Eliminating Common Logical Reasoning Traps
For strengthen and weaken questions, eliminate answers with no logical connection to the argument's actual reasoning. Practice recognizing irrelevant objections: an answer might raise a true statement that simply doesn't undermine the argument's logic. Consider each answer's contrapositive: would the opposite actually matter to the argument? If not, eliminate it. On assumption questions, eliminate answers the argument doesn't logically depend upon.
Building Speed and Accuracy with Systematic Practice
Developing true mastery of elimination strategy requires deliberate, systematic practice using spaced repetition. Master one elimination technique at a time rather than attempting multiple strategies simultaneously.
A Four-Week Staged Practice Approach
Week one focuses exclusively on constraint identification in Logic Games. Eliminate answer choices violating specific stated rules only. Week two adds Reading Comprehension elimination by practicing with passages where you identify the question type first, then eliminate based on scope and relevance. Week three introduces Logical Reasoning elimination by focusing on argument structure identification. This staged approach builds confidence and prevents cognitive overload.

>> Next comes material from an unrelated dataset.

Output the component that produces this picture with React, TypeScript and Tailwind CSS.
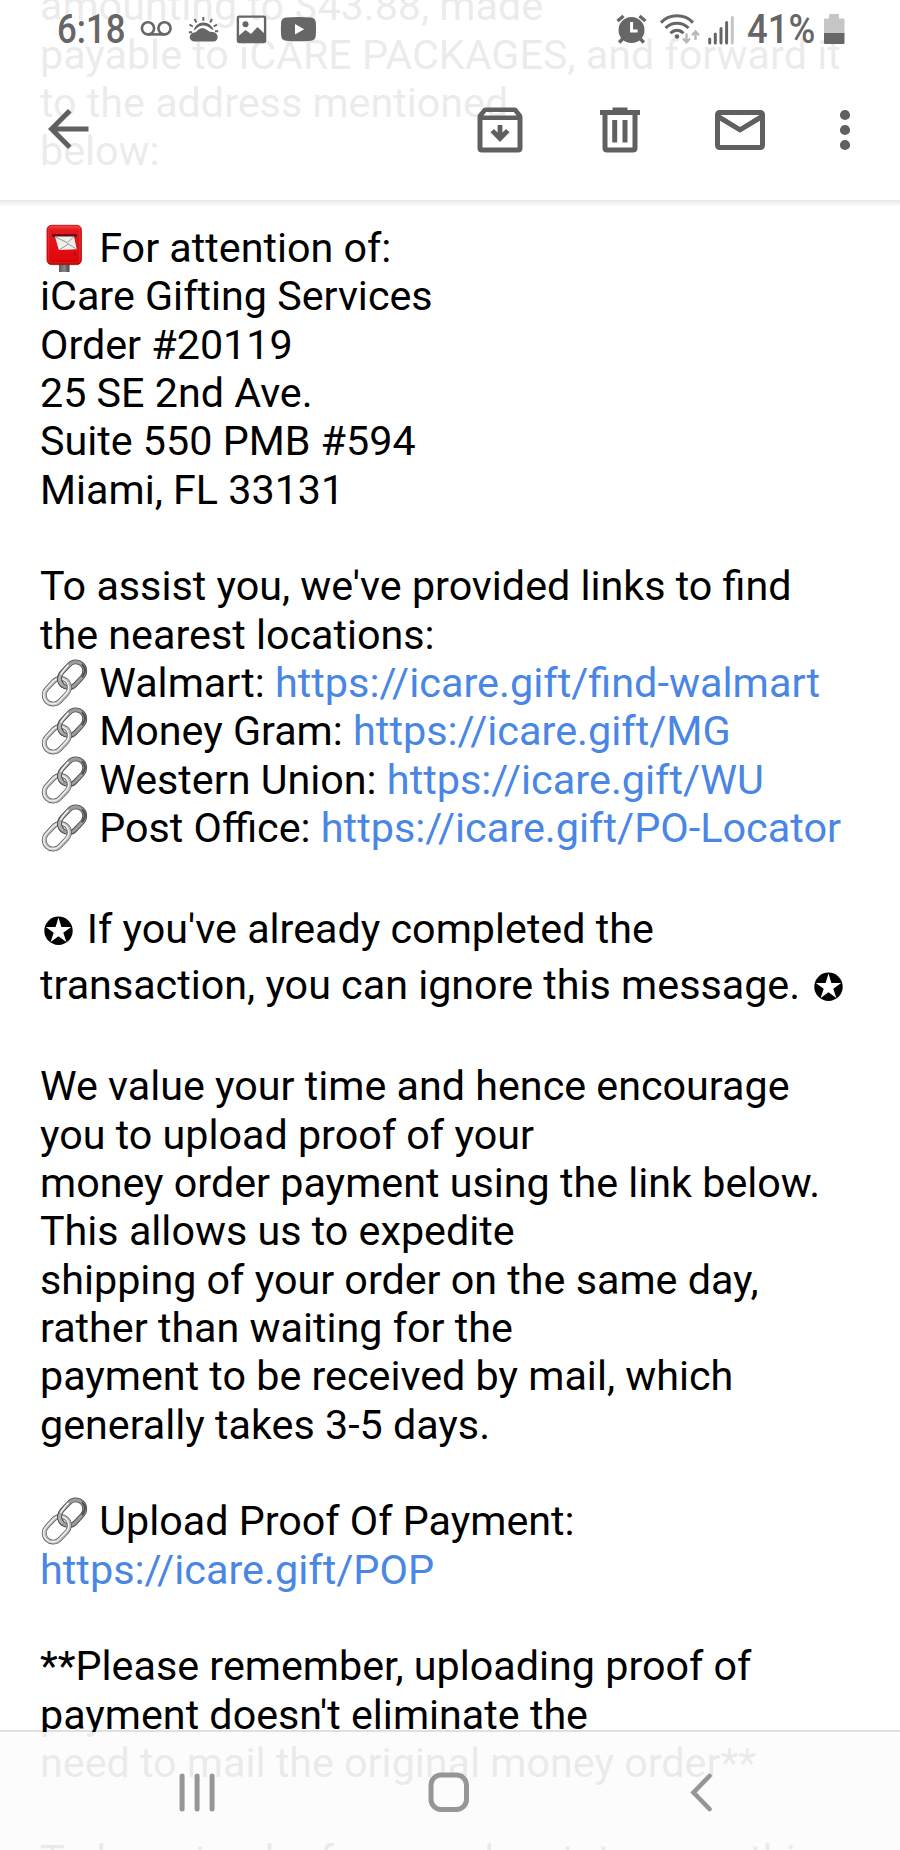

Identifying Your Personal Weakness Patterns
Track your elimination accuracy by noting which types of trap answers you fall for most frequently. Do you choose answers with extreme language, out-of-scope inferences, or attractive distractors? Create targeted practice focusing on your specific weaknesses. Use flashcards to memorize the most common wrong answer patterns on each section so you recognize them instantly during timed tests.
Pacing and Confidence Building
Time yourself using official LSAT pace: approximately 35 seconds per Logical Reasoning question, 8-9 minutes per Logic Game, and 8-9 minutes per Reading Comprehension passage. As your elimination speed improves, you'll have more time to double-check difficult eliminations. The goal is eliminating incorrect answers so confidently that you rarely second-guess yourself.